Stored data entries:
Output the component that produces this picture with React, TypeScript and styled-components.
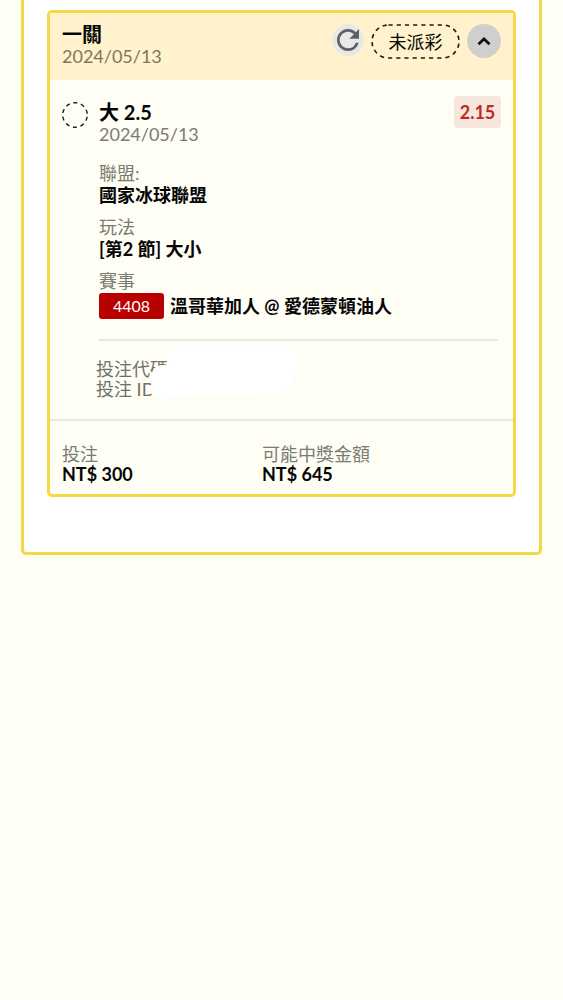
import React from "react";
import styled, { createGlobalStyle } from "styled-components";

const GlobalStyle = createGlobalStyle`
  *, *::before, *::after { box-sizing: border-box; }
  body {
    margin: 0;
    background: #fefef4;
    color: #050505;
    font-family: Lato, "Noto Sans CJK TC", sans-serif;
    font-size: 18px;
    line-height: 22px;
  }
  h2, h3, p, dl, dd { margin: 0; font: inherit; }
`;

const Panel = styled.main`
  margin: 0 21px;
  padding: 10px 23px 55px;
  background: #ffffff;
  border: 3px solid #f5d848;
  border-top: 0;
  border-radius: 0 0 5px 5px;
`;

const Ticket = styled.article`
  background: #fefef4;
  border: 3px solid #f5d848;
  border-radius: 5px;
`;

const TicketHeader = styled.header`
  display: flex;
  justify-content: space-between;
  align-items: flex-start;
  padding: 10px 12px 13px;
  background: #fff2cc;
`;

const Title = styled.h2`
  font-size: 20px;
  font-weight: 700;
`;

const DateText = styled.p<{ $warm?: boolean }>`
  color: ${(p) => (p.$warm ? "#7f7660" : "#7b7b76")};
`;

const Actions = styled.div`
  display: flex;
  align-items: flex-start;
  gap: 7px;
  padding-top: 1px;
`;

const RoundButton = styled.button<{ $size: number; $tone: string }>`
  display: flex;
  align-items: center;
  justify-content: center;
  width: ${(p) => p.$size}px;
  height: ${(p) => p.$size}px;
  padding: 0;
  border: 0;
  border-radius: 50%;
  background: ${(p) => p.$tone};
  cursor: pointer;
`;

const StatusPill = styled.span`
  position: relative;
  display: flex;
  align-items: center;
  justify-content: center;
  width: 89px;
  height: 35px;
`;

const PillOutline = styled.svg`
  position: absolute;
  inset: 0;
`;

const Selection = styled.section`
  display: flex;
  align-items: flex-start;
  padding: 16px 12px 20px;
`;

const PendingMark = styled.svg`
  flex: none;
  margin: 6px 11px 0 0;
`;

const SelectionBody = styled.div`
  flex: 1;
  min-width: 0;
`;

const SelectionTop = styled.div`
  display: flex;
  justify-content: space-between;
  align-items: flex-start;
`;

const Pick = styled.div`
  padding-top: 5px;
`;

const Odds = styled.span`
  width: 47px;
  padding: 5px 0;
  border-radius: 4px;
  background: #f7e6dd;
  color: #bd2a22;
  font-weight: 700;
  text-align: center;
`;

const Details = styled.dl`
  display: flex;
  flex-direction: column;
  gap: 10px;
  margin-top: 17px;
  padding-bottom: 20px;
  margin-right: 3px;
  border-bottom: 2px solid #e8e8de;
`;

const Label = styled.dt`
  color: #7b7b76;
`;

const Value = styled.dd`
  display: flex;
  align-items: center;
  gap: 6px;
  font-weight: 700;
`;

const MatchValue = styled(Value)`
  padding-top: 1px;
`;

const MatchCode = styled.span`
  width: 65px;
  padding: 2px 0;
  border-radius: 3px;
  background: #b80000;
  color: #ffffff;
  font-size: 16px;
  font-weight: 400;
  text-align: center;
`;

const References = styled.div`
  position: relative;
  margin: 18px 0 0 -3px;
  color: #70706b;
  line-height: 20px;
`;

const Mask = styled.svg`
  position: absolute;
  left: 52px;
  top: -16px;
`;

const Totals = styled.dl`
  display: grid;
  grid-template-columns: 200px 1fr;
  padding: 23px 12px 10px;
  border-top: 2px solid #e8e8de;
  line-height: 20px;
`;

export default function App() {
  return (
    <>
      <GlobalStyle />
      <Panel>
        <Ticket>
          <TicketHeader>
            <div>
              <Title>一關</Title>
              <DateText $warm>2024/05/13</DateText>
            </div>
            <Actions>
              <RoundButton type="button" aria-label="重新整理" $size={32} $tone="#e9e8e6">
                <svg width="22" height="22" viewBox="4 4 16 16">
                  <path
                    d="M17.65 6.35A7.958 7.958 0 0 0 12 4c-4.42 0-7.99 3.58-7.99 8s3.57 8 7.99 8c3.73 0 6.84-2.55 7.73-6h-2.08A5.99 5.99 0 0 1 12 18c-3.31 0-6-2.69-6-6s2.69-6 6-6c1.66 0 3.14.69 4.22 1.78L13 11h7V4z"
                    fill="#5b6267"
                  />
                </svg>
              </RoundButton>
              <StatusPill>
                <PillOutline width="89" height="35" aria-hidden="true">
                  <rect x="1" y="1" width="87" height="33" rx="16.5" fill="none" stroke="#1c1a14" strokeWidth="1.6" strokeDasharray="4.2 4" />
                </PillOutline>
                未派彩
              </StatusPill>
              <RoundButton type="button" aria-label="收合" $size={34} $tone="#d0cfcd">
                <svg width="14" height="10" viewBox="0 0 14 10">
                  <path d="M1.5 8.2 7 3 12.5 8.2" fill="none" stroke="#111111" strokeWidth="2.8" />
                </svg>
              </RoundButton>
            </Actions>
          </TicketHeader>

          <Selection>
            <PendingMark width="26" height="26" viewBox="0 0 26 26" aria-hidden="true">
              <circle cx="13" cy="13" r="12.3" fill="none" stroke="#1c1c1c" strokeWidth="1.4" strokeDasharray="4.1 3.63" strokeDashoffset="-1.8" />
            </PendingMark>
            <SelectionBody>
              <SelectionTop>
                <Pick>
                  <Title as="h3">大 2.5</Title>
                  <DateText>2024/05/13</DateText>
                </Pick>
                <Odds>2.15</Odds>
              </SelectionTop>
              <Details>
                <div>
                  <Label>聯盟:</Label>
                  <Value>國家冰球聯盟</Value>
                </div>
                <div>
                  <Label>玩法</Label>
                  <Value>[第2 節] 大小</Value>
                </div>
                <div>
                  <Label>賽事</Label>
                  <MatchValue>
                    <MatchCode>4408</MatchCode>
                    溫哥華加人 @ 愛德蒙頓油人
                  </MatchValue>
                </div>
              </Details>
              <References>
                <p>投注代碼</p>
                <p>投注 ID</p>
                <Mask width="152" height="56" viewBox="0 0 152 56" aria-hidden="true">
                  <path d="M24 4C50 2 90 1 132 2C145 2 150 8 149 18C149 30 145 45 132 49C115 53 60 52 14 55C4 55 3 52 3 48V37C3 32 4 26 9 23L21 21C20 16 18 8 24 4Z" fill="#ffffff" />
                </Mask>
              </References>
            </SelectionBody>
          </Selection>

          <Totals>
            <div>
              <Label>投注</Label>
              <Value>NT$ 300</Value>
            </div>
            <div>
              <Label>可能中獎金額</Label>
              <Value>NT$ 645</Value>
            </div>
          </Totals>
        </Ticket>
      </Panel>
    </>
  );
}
---
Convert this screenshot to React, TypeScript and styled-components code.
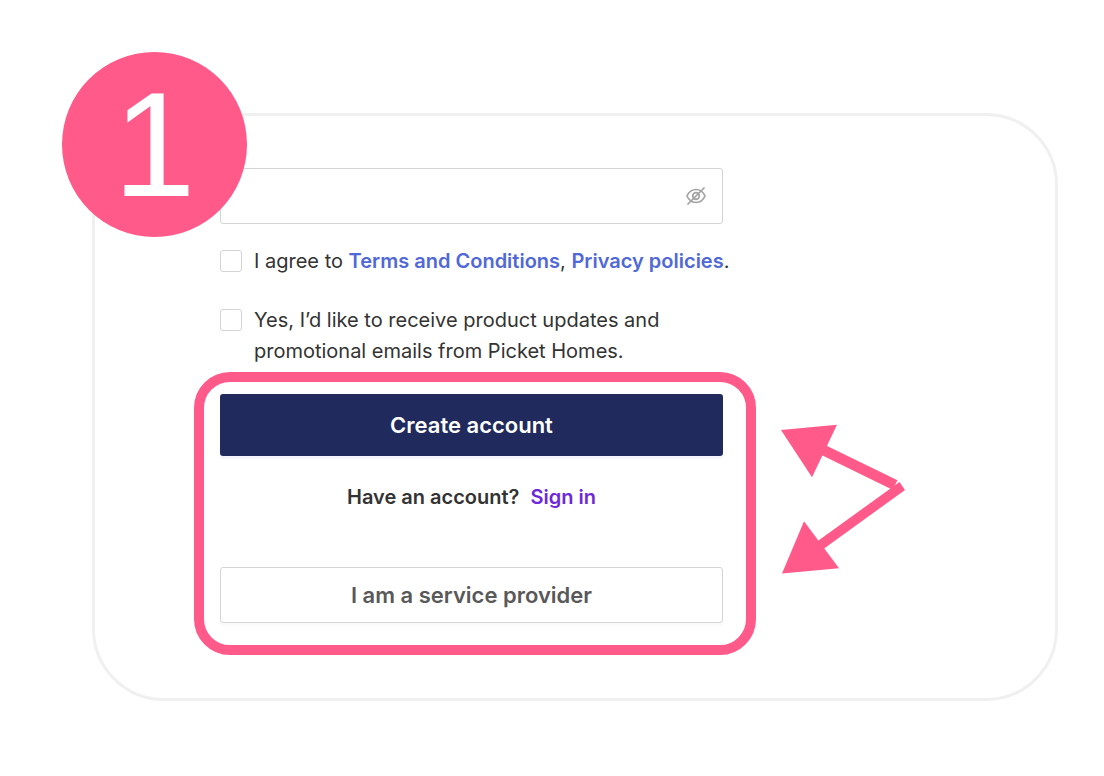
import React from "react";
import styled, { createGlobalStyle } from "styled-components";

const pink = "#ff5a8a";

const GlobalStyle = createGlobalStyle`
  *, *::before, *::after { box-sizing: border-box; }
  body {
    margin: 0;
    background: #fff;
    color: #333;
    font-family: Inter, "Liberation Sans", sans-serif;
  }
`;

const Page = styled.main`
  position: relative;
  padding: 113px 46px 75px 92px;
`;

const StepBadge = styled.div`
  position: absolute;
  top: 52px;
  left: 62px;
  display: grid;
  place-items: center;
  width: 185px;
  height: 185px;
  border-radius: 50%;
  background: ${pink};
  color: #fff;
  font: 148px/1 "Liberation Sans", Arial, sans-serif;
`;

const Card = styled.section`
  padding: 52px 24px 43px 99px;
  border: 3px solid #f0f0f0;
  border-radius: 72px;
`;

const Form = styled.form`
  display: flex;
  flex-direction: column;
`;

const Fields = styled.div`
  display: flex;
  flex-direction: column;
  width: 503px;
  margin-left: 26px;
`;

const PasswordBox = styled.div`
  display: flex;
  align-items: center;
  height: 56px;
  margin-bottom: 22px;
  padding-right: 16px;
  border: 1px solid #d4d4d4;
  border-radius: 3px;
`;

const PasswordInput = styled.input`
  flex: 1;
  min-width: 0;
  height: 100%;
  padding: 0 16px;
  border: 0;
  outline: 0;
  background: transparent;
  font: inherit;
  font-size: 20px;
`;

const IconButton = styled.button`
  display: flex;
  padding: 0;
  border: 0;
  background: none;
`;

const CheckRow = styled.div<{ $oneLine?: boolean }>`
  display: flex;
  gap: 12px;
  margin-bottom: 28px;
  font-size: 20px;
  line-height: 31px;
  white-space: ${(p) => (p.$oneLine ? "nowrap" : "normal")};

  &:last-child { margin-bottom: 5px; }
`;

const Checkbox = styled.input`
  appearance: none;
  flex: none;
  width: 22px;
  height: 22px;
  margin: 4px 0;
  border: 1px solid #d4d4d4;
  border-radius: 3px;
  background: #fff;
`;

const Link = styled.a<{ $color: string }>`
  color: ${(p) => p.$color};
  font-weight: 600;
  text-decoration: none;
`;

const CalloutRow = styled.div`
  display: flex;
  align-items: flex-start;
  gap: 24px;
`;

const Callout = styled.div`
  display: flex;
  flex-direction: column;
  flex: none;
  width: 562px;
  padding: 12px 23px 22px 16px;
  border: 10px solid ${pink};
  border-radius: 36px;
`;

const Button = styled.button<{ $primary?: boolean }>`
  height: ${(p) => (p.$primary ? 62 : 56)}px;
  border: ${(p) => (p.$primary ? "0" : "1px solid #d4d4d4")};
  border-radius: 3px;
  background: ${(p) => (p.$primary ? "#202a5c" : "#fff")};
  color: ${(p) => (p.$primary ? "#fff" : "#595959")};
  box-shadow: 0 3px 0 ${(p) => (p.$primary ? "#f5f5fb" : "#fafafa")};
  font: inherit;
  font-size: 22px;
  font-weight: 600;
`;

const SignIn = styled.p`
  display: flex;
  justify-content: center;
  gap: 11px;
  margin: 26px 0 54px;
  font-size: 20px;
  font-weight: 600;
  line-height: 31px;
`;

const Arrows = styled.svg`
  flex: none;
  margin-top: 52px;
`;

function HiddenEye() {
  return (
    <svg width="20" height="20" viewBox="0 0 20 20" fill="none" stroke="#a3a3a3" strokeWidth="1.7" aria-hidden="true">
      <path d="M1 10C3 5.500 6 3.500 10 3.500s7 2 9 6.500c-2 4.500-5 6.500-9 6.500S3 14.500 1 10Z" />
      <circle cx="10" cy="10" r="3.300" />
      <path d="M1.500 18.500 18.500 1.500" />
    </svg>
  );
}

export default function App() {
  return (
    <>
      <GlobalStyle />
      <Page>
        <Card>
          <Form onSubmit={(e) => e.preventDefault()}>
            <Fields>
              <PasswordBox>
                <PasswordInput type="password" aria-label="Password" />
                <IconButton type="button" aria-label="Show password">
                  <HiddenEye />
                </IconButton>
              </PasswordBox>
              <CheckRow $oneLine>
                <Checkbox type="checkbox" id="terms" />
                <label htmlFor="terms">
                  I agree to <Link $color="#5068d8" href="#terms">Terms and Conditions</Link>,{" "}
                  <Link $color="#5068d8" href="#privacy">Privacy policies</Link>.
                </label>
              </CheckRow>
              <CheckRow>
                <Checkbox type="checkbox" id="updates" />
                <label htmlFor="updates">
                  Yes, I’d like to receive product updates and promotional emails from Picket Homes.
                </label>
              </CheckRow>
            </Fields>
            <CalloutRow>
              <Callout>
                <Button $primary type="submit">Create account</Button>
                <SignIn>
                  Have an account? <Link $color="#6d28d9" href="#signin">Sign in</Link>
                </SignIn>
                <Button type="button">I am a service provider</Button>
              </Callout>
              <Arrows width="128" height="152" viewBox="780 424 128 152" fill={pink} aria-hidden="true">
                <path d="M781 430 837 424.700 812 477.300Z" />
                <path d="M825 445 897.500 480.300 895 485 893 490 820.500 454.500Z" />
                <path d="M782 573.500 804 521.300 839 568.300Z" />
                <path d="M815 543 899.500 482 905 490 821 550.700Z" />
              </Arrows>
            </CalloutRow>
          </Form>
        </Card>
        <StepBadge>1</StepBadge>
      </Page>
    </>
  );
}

*Task prompt*:
Copy each line of the records containing the string "this".

*The solution*:
Output the component that produces this picture with React, TypeScript and styled-components.
Convert this screenshot to React, TypeScript and styled-components code.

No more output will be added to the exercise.